Braki kadry pielęgniarskiej utrudniają pracę na większości oddziałów, ale najtrudniejsza sytuacja jest na oddziale hematologii. "Na szczęście jeszcze nie musieliśmy zamykać żadnego z oddziałów" – podkreśliła rzeczniczka.

Jak zauważyła Pokorna-Hryniszyn, "do systemu zatrudnienia" wchodzi za mało pielęgniarek - część wykształconego personelu nie podejmuje zawodu lub podejmuje go w firmach medycznych nie wymagających opieki nad pacjentem. "Finansowanie pracy pielęgniarek w szpitalach niestety nie jest zadowalające względem obciążeń związanych z wykonywaniem tego zawodu" – oceniła rzeczniczka.

Zgodnie z tegorocznym raportem Naczelnej Izby Pielęgniarek i Położnych, liczba zatrudnionych pielęgniarek i położnych zmniejszy się do 2030 r. o 36,3 tys. Obecnie w tych zawodach pracuje prawie 70 tys. osób z uprawnieniami emerytalnymi. Średnia ich wieku w chwili zgonu to ok. 62 lata, podczas gdy dla kobiet w Polsce wynosi blisko 82 lata.

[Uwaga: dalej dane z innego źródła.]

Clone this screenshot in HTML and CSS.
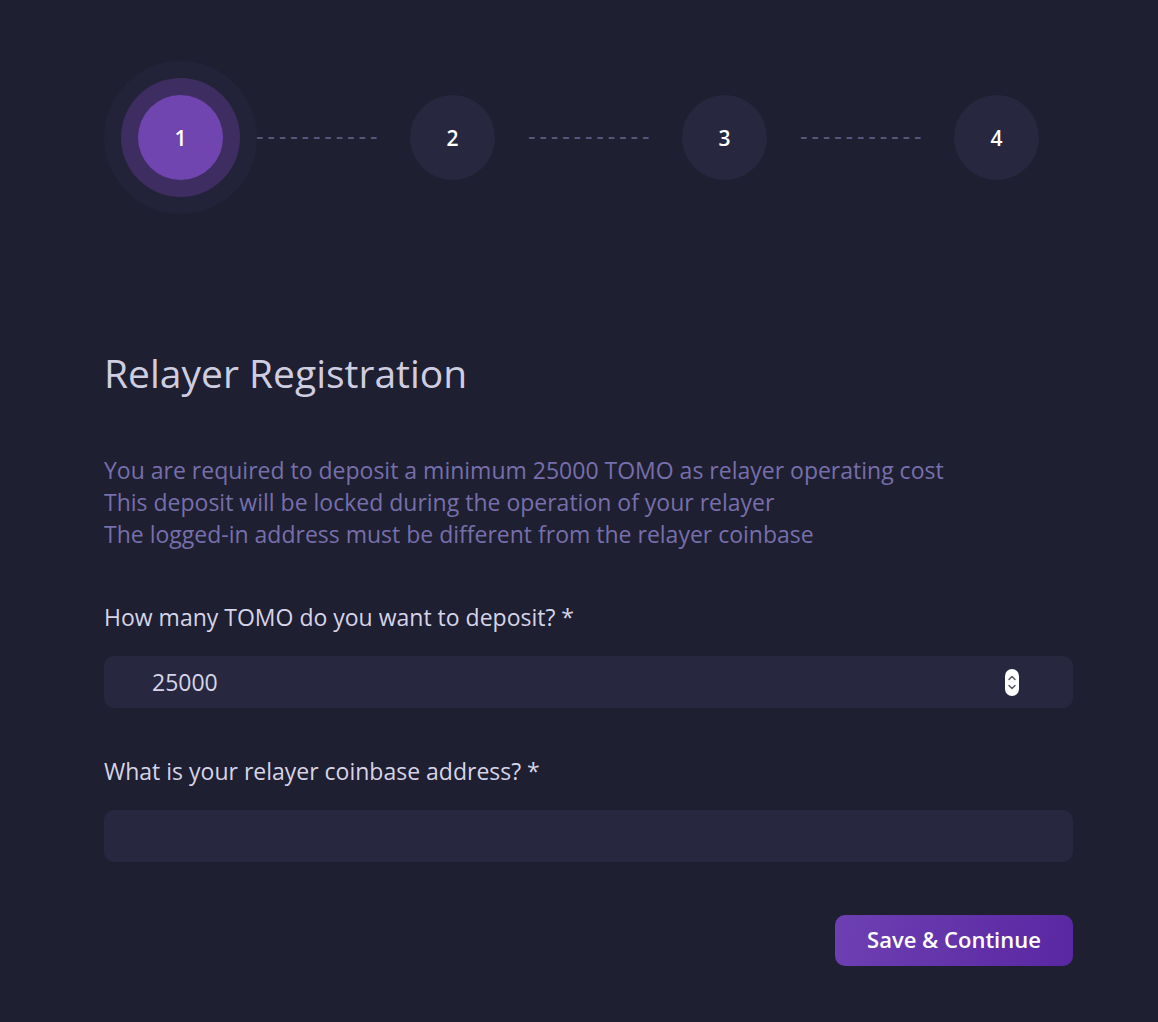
FILE: index.html
```html
<!DOCTYPE html>
<html lang="en">
<head>
<meta charset="utf-8">
<title>Relayer Registration</title>
<link rel="stylesheet" href="styles.css">
</head>
<body>
<main class="page">
  <div class="steps">
    <div class="step step-active">1</div>
    <div class="step-line"></div>
    <div class="step">2</div>
    <div class="step-line"></div>
    <div class="step">3</div>
    <div class="step-line"></div>
    <div class="step">4</div>
  </div>

  <h1 class="title">Relayer Registration</h1>

  <div class="notes">
    <p>You are required to deposit a minimum 25000 TOMO as relayer operating cost</p>
    <p>This deposit will be locked during the operation of your relayer</p>
    <p>The logged-in address must be different from the relayer coinbase</p>
  </div>

  <form class="form">
    <label class="label label-first" for="deposit">How many TOMO do you want to deposit? *</label>
    <div class="field field-number">
      <input id="deposit" class="input" type="text" value="25000">
      <svg class="spinner" width="14" height="27" viewBox="0 0 14 27" aria-hidden="true">
        <rect x="0" y="0" width="14" height="27" rx="7" fill="#ffffff"/>
        <path d="M4 10.5 L7 7.5 L10 10.5" fill="none" stroke="#5b5b66" stroke-width="1.5" stroke-linecap="round" stroke-linejoin="round"/>
        <path d="M4 16.5 L7 19.5 L10 16.5" fill="none" stroke="#5b5b66" stroke-width="1.5" stroke-linecap="round" stroke-linejoin="round"/>
      </svg>
    </div>

    <label class="label" for="coinbase">What is your relayer coinbase address? *</label>
    <div class="field">
      <input id="coinbase" class="input" type="text" value="">
    </div>

    <div class="actions">
      <button type="button" class="btn">Save &amp; Continue</button>
    </div>
  </form>
</main>
</body>
</html>
```

FILE: styles.css
```css
* {
  box-sizing: border-box;
}

html, body {
  margin: 0;
  padding: 0;
  background: #1e1f30;
}

body {
  font-family: "Open Sans", "Noto Sans", sans-serif;
  color: #d3d1e4;
  min-height: 1022px;
}

.page {
  width: 969px;
  margin-left: 104px;
  padding-top: 95px;
  padding-bottom: 56px;
}

.steps {
  display: flex;
  align-items: center;
  padding-left: 34px;
}

.step {
  width: 85px;
  height: 85px;
  border-radius: 50%;
  background: #272840;
  color: #ffffff;
  display: flex;
  align-items: center;
  justify-content: center;
  font-size: 21px;
  font-weight: 600;
  flex: none;
}

.step-active {
  background: #7045b0;
  box-shadow: 0 0 0 17px #3d2d60, 0 0 0 34px #222339;
}

.step-line {
  width: 120px;
  height: 2px;
  margin: 0 33.5px;
  background-image: linear-gradient(to right, #55567a 0 5.4px, transparent 5.4px 11.4px);
  background-size: 11.4px 2px;
  background-repeat: repeat-x;
  flex: none;
}

.title {
  margin: 168.5px 0 0;
  font-size: 39px;
  line-height: 48px;
  font-weight: 400;
  color: #cfcde0;
}

.notes {
  margin-top: 57.5px;
  color: #776fac;
  font-size: 23px;
  line-height: 32px;
}

.notes p {
  margin: 0;
}

.form {
  display: flex;
  flex-direction: column;
  margin-top: 51px;
}

.label {
  display: block;
  font-size: 23px;
  line-height: 32px;
  color: #d6d4e8;
  margin-top: 47px;
}

.label-first {
  margin-top: 0;
}

.field {
  margin-top: 23px;
  height: 52px;
  border-radius: 10px;
  background: #272840;
  display: flex;
  align-items: center;
  padding: 0 54px 0 48px;
}

.input {
  flex: 1;
  min-width: 0;
  border: 0;
  outline: none;
  background: transparent;
  color: #d6d4e8;
  font-family: inherit;
  font-size: 23px;
  padding: 0;
}

.spinner {
  flex: none;
  margin-top: 1px;
}

.actions {
  display: flex;
  justify-content: flex-end;
  margin-top: 53px;
}

.btn {
  width: 238px;
  height: 51px;
  border: 0;
  border-radius: 10px;
  padding: 0 0 3px;
  background: linear-gradient(100deg, #6d40b2 0%, #5a27a2 100%);
  color: #ffffff;
  font-family: inherit;
  font-size: 22px;
  font-weight: 600;
  cursor: pointer;
}
```
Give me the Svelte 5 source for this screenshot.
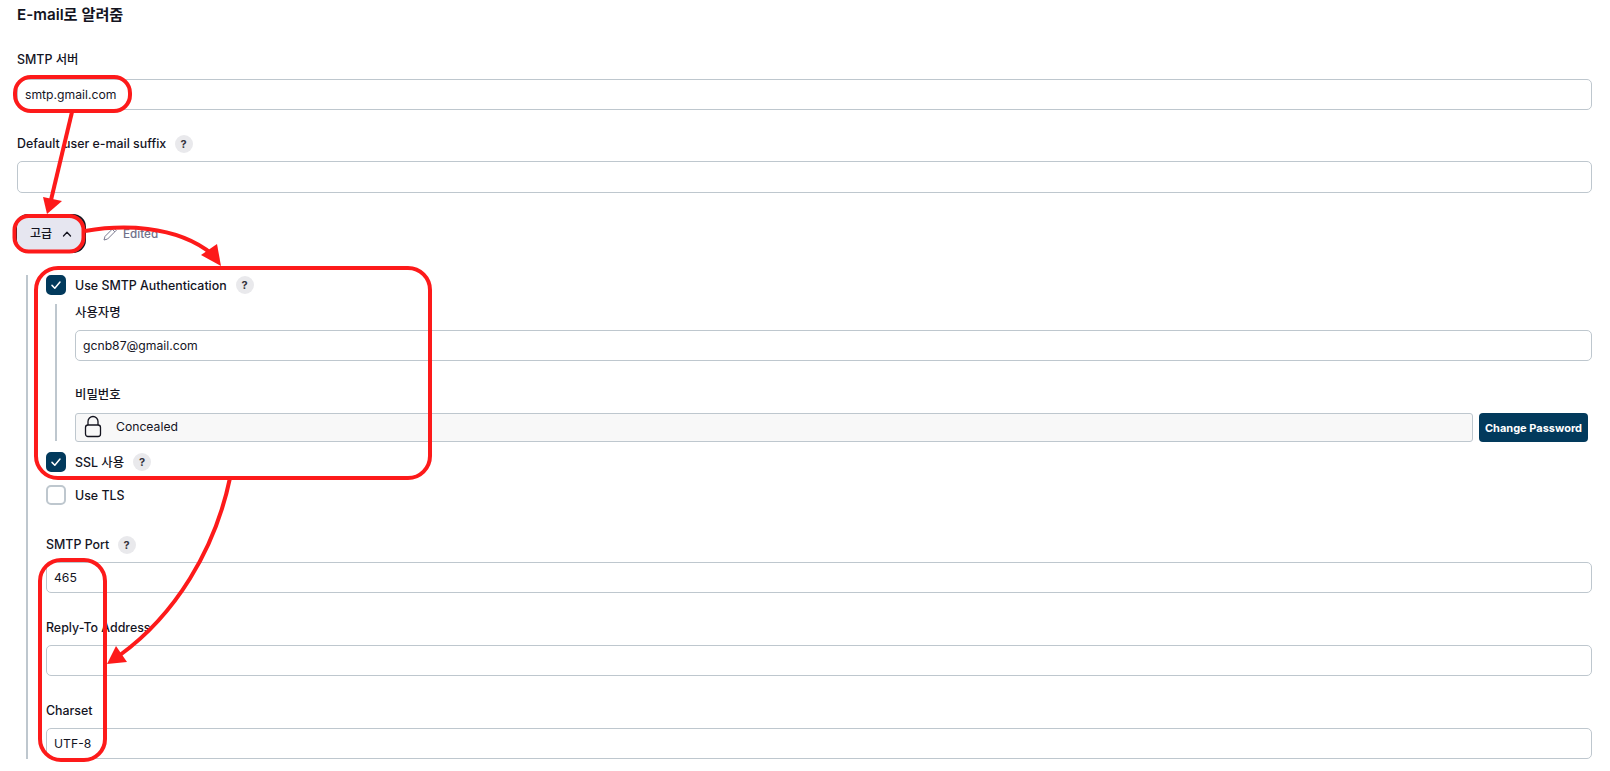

Uniwersytecki Szpital Dziecięcy w Krakowie to największa placówka pediatryczna na południu Polski. Dysponuje ok. 500 łóżkami. Funkcjonują w nim 22 oddziały reprezentujące wszystkie specjalności pediatryczne. Placówka ma cztery odziały intensywnej terapii. Leczenie w trybie ambulatoryjnym realizowane jest w 33 poradniach. Rocznie lekarze udzielają ok. 200 tys. porad ambulatoryjnych (w tym ok. 33 tys. w SOR), a w oddziałach szpitala leczy się ok. 32 tys. pacjentów. Rocznie jest tu wykonywanych średnio ponad 7 tys. operacji.